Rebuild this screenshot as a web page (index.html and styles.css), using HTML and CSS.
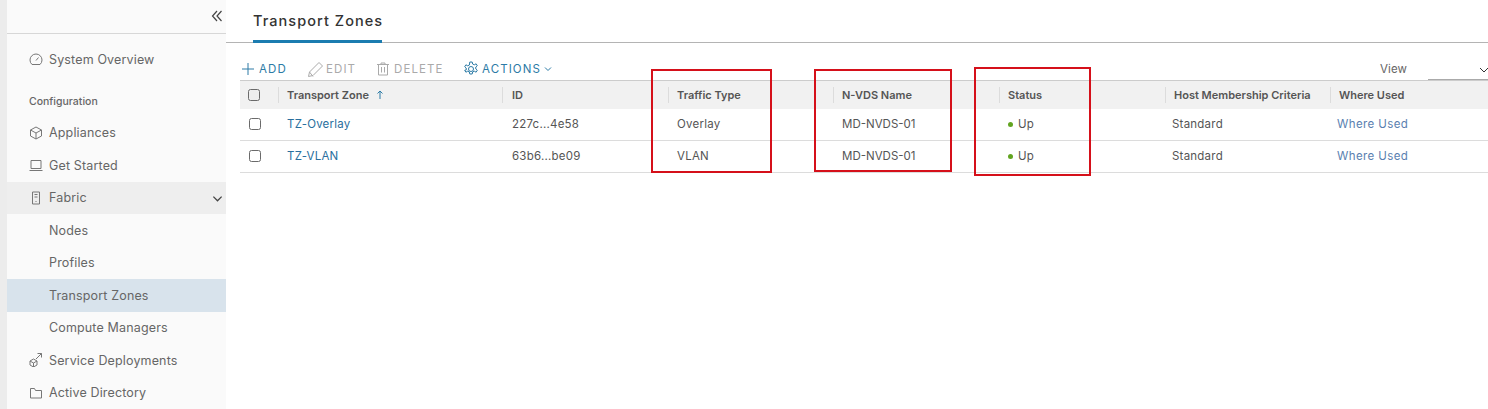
FILE: index.html
```html
<!DOCTYPE html>
<html lang="en">
<head>
<meta charset="utf-8">
<title>Transport Zones</title>
<link rel="stylesheet" href="styles.css">
</head>
<body>
<div class="app">
  <div class="strip"></div>
  <nav class="side">
    <div class="collapse">
      <svg class="i12" viewBox="0 0 12 12"><path d="M6 1 1.500 6 6 11M10.500 1 6 6l4.500 5"/></svg>
    </div>
    <a class="item first"><svg class="ico" viewBox="0 0 14 14"><path d="M3 12.500A6 6 0 0 1 1 8a6 6 0 0 1 12 0 6 6 0 0 1-2 4.500zM7 8.500l2.500-3"/></svg>System Overview</a>
    <div class="group">Configuration</div>
    <a class="item"><svg class="ico" viewBox="0 0 14 14"><path d="M7 1 12.500 4v6L7 13 1.500 10V4zM1.500 4 7 7l5.500-3M7 7v6"/></svg>Appliances</a>
    <a class="item"><svg class="ico" viewBox="0 0 14 14"><path d="M2 2.500h10v8H2zM.5 12.500h13"/></svg>Get Started</a>
    <a class="item open"><svg class="ico" viewBox="0 0 14 14"><path d="M3.500 1h7v12h-7zM5.500 3.500h3M5.500 6h3M7 10v1"/></svg>Fabric<svg class="chev" viewBox="0 0 12 12"><path d="M1.500 4 6 8.500 10.500 4"/></svg></a>
    <a class="item sub">Nodes</a>
    <a class="item sub">Profiles</a>
    <a class="item sub active">Transport Zones</a>
    <a class="item sub">Compute Managers</a>
    <a class="item"><svg class="ico" viewBox="0 0 14 14"><path d="M4.500 6 8 8v4l-3.500 2L1 12V8zM1 8l3.500 2L8 8M4.500 10v4M7 6l5.500-5.500M8.500.5h4v4"/></svg>Service Deployments</a>
    <a class="item"><svg class="ico" viewBox="0 0 14 14"><path d="M1.500 12V2.500h4l1 2h6V12z"/></svg>Active Directory</a>
  </nav>
  <main class="main">
    <div class="tabs"><span class="tab">Transport Zones</span></div>
    <div class="tools">
      <span class="btn on add"><svg class="t14" viewBox="0 0 14 14"><path d="M7 1v12M1 7h12"/></svg>ADD</span>
      <span class="btn edit"><svg class="t16" viewBox="0 0 16 16"><path d="M.5 15.500l1-4.500 9.500-9.500 3.500 3.500-9.500 9.500zM1.500 11l3.500 4.500"/></svg>EDIT</span>
      <span class="btn del"><svg class="t14" viewBox="0 0 14 14"><path d="M1 2.500h12M5 2.500V1h4v1.500M2.500 2.500V13h9V2.500M5.500 5v5.500M8.500 5v5.500"/></svg>DELETE</span>
      <span class="btn on act"><svg class="t16" viewBox="0 0 16 16"><circle cx="8" cy="8" r="2.500"/><path d="M6.800 1h2.400l.4 2 1.700.8 1.800-1 1.200 1.900-1.500 1.300v2l1.500 1.300-1.200 1.900-1.800-1-1.700.8-.4 2H6.800l-.4-2-1.700-.8-1.800 1-1.200-1.900L3.200 9V7L1.700 5.700l1.200-1.900 1.800 1 1.700-.8z"/></svg>ACTIONS<svg class="t6" viewBox="0 0 8 8"><path d="M1 2.500 4 5.500 7 2.500"/></svg></span>
      <span class="view"><span class="view-label">View</span><span class="select"><svg class="t8" viewBox="0 0 8 8"><path d="M0 2 4 6 8 2"/></svg></span></span>
    </div>
    <div class="table">
      <div class="row head">
        <div class="cell chk"><span class="box head-box"></span></div>
        <div class="cell">Transport Zone <svg class="up" viewBox="0 0 8 10"><path d="M4 9V1M1.500 3.500 4 1l2.500 2.500"/></svg></div>
        <div class="cell id">ID</div>
        <div class="cell">Traffic Type</div>
        <div class="cell">N-VDS Name</div>
        <div class="cell">Status</div>
        <div class="cell">Host Membership Criteria</div>
        <div class="cell">Where Used</div>
      </div>
      <div class="row">
        <div class="cell chk"><span class="box"></span></div>
        <div class="cell"><a class="link">TZ-Overlay</a></div>
        <div class="cell id">227c...4e58</div>
        <div class="cell">Overlay</div>
        <div class="cell plain">MD-NVDS-01</div>
        <div class="cell"><span class="dot"></span>Up</div>
        <div class="cell tight">Standard</div>
        <div class="cell tight"><a class="used">Where Used</a></div>
      </div>
      <div class="row">
        <div class="cell chk"><span class="box"></span></div>
        <div class="cell"><a class="link">TZ-VLAN</a></div>
        <div class="cell id">63b6...be09</div>
        <div class="cell">VLAN</div>
        <div class="cell plain">MD-NVDS-01</div>
        <div class="cell"><span class="dot"></span>Up</div>
        <div class="cell tight">Standard</div>
        <div class="cell tight"><a class="used">Where Used</a></div>
      </div>
    </div>
  </main>
  <div class="mark m1"></div>
  <div class="mark m2"></div>
  <div class="mark m3"></div>
</div>
</body>
</html>
```
FILE: styles.css
```css
* { box-sizing: border-box; }
html, body { margin: 0; height: 100%; overflow: hidden; background: #fff; }
body { font-family: "Inter", "Liberation Sans", sans-serif; font-size: 12px; color: #565656; }
svg { fill: none; stroke: currentColor; stroke-width: 1; flex: none; }

.app { position: relative; display: flex; width: 1488px; height: 409px; overflow: hidden; }
.strip { width: 7px; background: #ececec; }
.side { width: 219px; background: #fafafa; color: #666; }
.collapse { height: 34px; border-bottom: 1px solid #d7d7d7; display: flex; justify-content: flex-end; align-items: center; padding: 0 3px 0 0; color: #444; }
.i12 { width: 12px; height: 12px; margin-bottom: 1px; stroke-width: 1.2; }

.item { display: flex; align-items: center; height: 32.500px; padding: 0 0 .4px 22px; font-size: 12.500px; letter-spacing: .15px; color: #666; white-space: nowrap; }
.item.first { margin-top: 9px; }
.ico { width: 14px; height: 14px; margin-right: 6px; color: #777; }
.group { height: 32px; margin-top: 9px; display: flex; align-items: center; padding: 2px 0 0 22px; font-size: 10.500px; font-weight: 500; color: #666; }
.open { background: #eeeeee; position: relative; }
.chev { position: absolute; right: 3px; top: 11px; width: 11px; height: 11px; color: #444; stroke-width: 1.4; }
.item.sub { padding-left: 42px; }
.active { background: #d8e3ec; }

.main { flex: 1; min-width: 0; padding-left: 14px; }
.tabs { height: 43px; margin-left: -14px; border-bottom: 1px solid #b4b4b4; padding-left: 27px; }
.tab { display: inline-block; width: 129px; height: 43px; padding-top: 12px; border-bottom: 3px solid #1b7cb0; font-size: 14.500px; font-weight: 500; letter-spacing: 1.050px; color: #333; white-space: nowrap; }

.tools { height: 37px; display: flex; align-items: flex-end; padding-bottom: 2px; font-size: 11.500px; letter-spacing: 1.100px; color: #aaa; }
.btn { display: flex; align-items: center; height: 18px; white-space: nowrap; }
.on { color: #2c7ba6; }
.add { margin-left: 1px; width: 67px; gap: 4px; }
.edit { width: 68px; gap: 2px; }
.del { width: 87px; gap: 4px; }
.act { gap: 3px; }
.t14 { width: 14px; height: 14px; }
.t16 { width: 16px; height: 16px; }
.t6 { width: 8px; height: 8px; }
.view { margin-left: auto; display: flex; align-items: flex-end; color: #666; letter-spacing: .1px; font-size: 11.500px; }
.view-label { margin-bottom: 2px; }
.select { width: 60px; height: 20px; margin-left: 21px; border-bottom: 1px solid #aaa; margin-bottom: -2px; display: flex; justify-content: flex-end; align-items: center; color: #333; }
.t8 { width: 8px; height: 8px; margin-top: 1px; }

.table { width: 1248px; }
.row { display: grid; grid-template-columns: 38px 224px 166px 165px 166px 166px 165px 158px; height: 32px; padding-bottom: 1px; border-bottom: 1px solid #dcdcdc; align-items: center; font-size: 11.500px; letter-spacing: .22px; color: #555; }
.row .cell { padding-left: 9px; white-space: nowrap; display: flex; align-items: center; }
.row .id { padding-left: 10px; }
.row .plain { letter-spacing: 0; }
.row .tight { padding-left: 7px; }
.row .used { letter-spacing: .4px; }
.row.head { height: 29px; padding-bottom: 0; background: #f1f1f1; border-top: 1px solid #ccc; border-bottom: 0; font-size: 11px; font-weight: 600; letter-spacing: 0; color: #555; }
.row.head .cell { height: 16px; border-left: 1px solid #dcdcdc; padding-left: 8px; }
.row.head .id { padding-left: 9px; }
.row.head .chk { border-left: 0; }
.box { width: 12px; height: 12px; border: 1px solid #6a6a6a; border-radius: 2.500px; background: #fff; }
.head-box { background: #eee; }
.up { width: 8px; height: 10px; margin-left: 7px; color: #2c7ba6; }
.link { color: #2a6f9e; }
.used { color: #5a7fb0; }
.dot { width: 5px; height: 5px; border-radius: 50%; background: #62a420; margin-right: 5px; }

.mark { position: absolute; border: 2px solid #d5101a; pointer-events: none; }
.m1 { left: 651px; top: 69px; width: 121px; height: 104px; }
.m2 { left: 814px; top: 69px; width: 138px; height: 103px; }
.m3 { left: 974px; top: 67px; width: 117px; height: 109px; }
```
______________________________
Prompt ▸
From the listing, copy every line where the string "index" appears.

Answer to this exercise ▸
Rebuild this screenshot as a web page (index.html and styles.css), using HTML and CSS.
FILE: index.html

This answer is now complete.